> _TASK MATERIAL_
- - - -

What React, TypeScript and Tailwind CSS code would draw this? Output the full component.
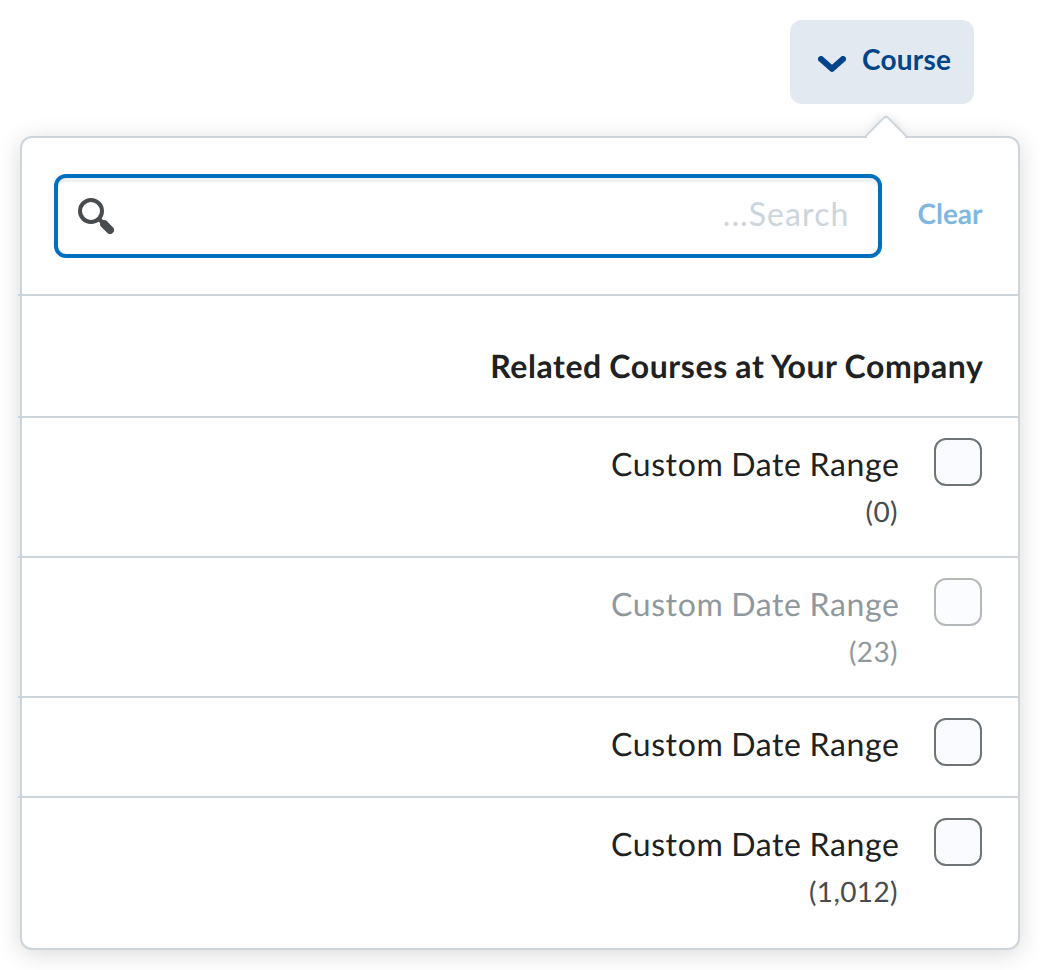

- - - -

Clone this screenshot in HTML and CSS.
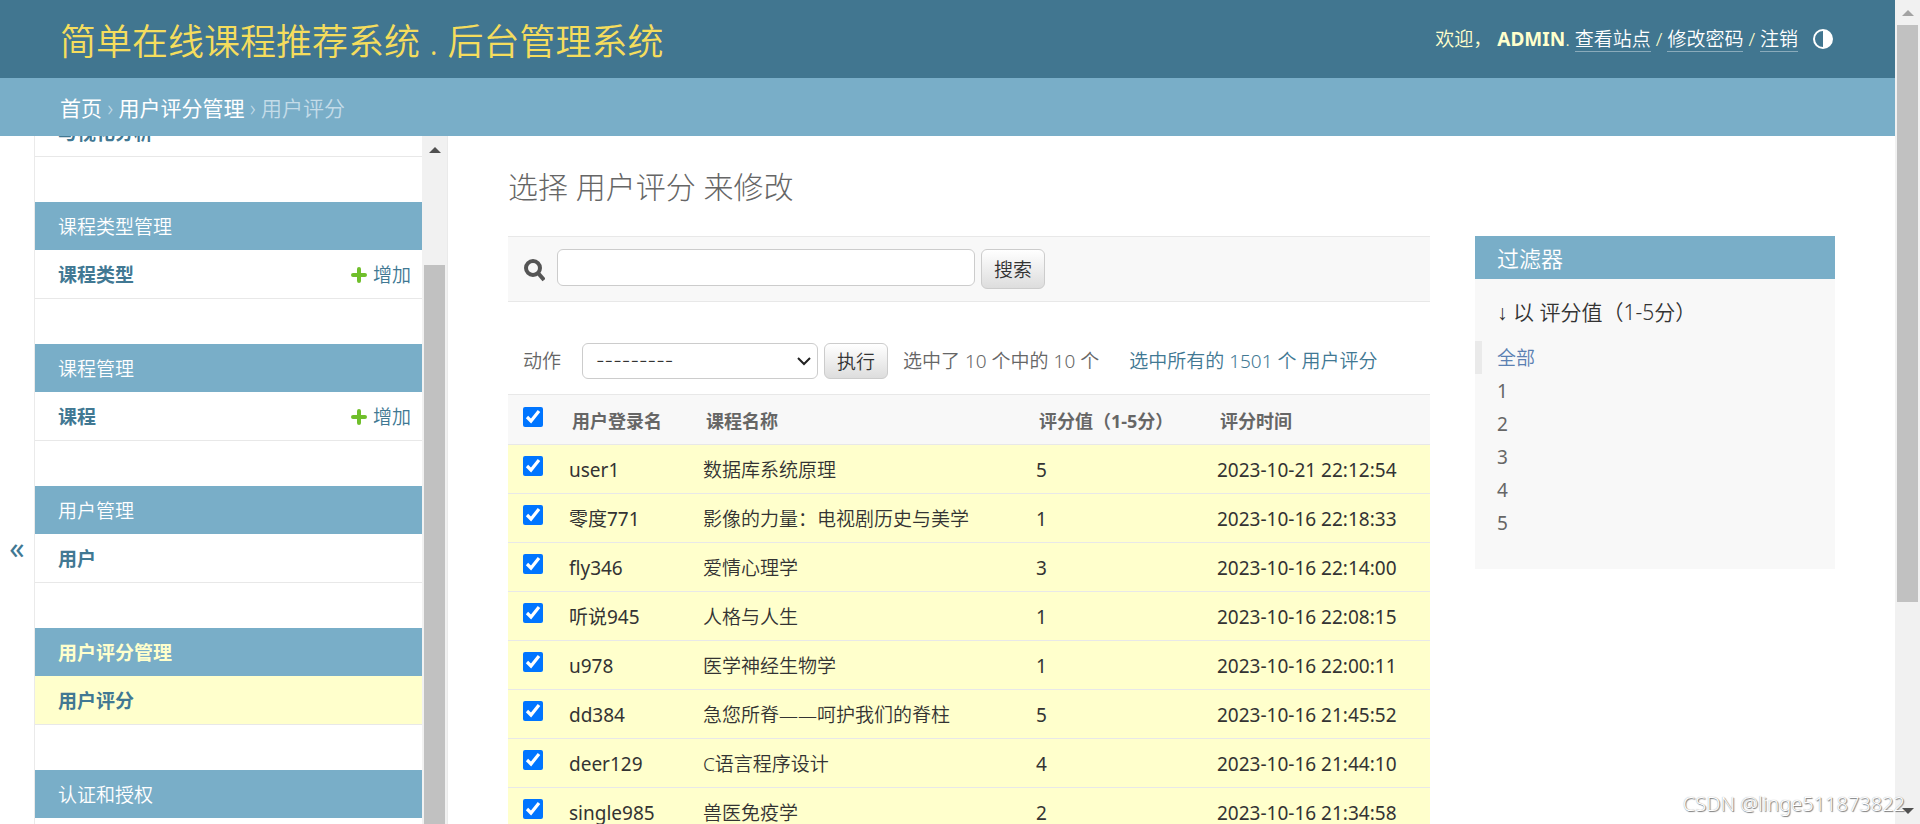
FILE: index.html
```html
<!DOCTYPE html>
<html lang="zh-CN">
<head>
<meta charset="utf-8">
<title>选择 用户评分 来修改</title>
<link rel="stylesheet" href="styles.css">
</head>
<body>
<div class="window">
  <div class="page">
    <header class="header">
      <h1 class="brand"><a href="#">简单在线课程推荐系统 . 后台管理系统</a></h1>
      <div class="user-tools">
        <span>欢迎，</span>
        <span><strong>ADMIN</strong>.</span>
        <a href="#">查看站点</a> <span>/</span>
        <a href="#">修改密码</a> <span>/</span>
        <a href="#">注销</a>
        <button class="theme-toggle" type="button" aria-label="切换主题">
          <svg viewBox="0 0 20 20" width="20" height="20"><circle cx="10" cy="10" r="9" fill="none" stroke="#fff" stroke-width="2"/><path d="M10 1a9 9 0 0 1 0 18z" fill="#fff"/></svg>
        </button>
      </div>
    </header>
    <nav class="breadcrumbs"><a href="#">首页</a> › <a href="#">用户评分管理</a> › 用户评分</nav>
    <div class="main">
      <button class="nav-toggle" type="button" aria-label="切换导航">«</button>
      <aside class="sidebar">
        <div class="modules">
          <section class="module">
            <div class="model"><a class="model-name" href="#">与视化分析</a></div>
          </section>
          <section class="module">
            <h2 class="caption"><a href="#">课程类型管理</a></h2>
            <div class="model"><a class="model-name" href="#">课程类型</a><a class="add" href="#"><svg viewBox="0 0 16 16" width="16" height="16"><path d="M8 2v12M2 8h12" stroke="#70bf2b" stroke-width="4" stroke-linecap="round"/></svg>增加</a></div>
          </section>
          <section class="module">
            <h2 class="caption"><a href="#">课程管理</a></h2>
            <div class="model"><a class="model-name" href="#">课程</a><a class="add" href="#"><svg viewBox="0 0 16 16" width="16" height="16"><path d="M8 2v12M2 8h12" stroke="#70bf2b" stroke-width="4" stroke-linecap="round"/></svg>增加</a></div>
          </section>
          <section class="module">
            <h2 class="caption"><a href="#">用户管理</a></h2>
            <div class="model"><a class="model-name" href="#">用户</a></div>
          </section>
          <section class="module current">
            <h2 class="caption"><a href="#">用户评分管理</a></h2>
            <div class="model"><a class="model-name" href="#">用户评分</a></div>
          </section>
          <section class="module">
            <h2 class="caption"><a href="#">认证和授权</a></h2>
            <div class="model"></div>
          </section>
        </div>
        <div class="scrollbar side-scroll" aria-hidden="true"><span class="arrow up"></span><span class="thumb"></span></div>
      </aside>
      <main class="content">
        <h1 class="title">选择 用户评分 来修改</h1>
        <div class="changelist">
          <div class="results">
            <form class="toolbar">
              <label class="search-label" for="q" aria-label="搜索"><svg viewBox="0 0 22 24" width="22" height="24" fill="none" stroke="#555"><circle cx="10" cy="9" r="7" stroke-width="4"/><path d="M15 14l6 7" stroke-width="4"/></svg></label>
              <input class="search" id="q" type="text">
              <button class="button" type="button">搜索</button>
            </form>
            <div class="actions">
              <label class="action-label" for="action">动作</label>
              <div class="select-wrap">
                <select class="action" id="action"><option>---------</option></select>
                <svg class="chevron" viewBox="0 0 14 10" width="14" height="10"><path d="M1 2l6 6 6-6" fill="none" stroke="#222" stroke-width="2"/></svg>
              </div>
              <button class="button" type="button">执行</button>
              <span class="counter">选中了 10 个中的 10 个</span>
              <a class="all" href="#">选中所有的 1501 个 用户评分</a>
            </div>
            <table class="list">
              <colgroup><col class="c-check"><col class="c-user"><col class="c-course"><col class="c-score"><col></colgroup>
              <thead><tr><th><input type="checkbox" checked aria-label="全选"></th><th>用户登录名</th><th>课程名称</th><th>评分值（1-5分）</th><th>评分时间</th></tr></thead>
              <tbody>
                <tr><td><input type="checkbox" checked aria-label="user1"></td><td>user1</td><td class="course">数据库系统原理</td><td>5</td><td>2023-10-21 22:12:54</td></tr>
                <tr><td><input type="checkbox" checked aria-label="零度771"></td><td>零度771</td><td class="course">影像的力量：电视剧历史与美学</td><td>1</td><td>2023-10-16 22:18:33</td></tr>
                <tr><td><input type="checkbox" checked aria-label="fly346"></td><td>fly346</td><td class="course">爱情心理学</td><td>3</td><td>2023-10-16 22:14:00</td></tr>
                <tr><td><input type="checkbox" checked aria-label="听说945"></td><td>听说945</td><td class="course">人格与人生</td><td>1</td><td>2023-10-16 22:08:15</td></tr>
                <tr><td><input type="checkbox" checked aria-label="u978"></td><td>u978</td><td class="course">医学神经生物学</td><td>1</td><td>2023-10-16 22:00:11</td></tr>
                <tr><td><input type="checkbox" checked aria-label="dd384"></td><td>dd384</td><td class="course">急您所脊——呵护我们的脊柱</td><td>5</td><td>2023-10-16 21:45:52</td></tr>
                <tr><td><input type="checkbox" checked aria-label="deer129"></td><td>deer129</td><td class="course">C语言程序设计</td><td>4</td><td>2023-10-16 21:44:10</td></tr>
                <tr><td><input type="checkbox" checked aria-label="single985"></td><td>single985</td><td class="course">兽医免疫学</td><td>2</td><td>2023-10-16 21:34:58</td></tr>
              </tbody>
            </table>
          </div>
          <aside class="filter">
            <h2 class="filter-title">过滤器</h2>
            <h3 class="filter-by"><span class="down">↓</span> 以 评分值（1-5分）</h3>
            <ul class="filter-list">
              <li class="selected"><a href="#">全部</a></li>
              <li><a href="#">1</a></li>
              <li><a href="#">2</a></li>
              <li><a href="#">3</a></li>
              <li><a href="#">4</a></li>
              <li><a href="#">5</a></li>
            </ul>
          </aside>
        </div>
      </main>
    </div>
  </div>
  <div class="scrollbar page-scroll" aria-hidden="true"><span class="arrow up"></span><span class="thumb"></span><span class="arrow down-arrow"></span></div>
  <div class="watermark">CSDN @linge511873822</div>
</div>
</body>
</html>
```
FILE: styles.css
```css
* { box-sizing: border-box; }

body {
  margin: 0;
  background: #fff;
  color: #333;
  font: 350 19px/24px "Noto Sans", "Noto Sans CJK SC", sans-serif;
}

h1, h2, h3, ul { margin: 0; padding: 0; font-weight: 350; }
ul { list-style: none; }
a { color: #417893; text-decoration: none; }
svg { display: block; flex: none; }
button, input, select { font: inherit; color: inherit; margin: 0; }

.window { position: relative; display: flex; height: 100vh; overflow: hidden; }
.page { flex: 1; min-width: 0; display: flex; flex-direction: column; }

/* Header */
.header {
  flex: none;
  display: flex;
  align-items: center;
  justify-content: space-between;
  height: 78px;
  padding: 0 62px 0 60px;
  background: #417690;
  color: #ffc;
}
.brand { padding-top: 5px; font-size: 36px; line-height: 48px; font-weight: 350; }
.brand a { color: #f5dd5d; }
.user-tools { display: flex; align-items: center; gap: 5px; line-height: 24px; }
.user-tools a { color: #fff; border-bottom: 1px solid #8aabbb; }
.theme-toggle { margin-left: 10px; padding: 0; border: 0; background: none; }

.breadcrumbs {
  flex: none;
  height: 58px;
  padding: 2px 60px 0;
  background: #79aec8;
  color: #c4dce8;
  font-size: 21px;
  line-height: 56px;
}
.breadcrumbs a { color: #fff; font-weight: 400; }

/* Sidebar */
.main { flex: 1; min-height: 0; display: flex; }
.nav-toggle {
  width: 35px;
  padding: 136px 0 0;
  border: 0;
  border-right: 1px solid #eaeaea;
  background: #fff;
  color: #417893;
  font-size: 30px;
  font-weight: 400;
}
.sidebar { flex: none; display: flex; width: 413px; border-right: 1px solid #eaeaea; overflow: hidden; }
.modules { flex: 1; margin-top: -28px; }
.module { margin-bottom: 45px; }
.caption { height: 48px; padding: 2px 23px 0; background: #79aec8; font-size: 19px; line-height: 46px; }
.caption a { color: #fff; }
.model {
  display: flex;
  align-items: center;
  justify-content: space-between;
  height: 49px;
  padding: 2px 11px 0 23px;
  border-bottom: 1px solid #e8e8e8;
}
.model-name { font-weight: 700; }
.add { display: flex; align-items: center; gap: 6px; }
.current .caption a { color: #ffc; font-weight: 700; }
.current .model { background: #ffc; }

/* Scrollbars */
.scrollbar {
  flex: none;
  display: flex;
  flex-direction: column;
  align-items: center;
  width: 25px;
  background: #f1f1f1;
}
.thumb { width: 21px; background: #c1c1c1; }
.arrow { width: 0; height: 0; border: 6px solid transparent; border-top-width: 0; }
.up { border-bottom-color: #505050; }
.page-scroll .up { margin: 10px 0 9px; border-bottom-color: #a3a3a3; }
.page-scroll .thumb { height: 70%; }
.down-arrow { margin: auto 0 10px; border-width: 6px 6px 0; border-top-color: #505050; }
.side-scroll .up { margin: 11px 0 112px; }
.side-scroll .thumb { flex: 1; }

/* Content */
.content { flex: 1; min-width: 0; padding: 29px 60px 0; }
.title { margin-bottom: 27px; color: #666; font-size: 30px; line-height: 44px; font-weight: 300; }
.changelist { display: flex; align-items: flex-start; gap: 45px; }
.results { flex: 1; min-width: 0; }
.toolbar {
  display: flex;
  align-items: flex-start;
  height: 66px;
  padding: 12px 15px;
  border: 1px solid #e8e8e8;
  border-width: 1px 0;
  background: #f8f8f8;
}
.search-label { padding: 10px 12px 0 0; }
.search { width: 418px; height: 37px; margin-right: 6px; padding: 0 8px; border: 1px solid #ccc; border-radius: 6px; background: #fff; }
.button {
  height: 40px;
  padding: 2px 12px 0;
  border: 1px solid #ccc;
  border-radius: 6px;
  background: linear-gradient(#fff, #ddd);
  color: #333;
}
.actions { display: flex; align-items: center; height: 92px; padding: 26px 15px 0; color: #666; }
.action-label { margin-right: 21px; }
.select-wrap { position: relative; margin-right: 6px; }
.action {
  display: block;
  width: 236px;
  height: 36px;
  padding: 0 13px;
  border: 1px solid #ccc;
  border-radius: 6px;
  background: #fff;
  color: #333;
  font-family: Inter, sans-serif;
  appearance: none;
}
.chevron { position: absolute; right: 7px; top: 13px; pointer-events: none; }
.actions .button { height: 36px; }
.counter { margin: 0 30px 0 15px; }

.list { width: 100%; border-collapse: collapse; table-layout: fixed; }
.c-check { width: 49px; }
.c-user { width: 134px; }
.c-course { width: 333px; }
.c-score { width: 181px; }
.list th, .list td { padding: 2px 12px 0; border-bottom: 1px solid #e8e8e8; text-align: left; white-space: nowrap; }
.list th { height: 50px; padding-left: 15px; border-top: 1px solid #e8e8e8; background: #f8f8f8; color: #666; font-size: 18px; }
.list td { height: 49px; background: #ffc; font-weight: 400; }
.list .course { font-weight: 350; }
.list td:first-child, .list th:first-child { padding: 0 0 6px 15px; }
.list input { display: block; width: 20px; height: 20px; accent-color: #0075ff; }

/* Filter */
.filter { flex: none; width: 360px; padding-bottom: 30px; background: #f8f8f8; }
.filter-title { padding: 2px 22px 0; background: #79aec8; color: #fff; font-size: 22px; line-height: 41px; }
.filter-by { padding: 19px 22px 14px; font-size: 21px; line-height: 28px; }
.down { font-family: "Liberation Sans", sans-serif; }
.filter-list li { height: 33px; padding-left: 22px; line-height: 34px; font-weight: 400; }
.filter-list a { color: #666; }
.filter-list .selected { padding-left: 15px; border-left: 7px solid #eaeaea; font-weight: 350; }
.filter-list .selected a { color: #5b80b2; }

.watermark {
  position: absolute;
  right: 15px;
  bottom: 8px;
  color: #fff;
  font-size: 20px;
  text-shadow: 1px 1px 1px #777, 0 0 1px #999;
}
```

- - - -

> _REQUIRED WORK_
Return only the count of lines in the records that hold the word "this".

> _ANSWER IN FULL_
2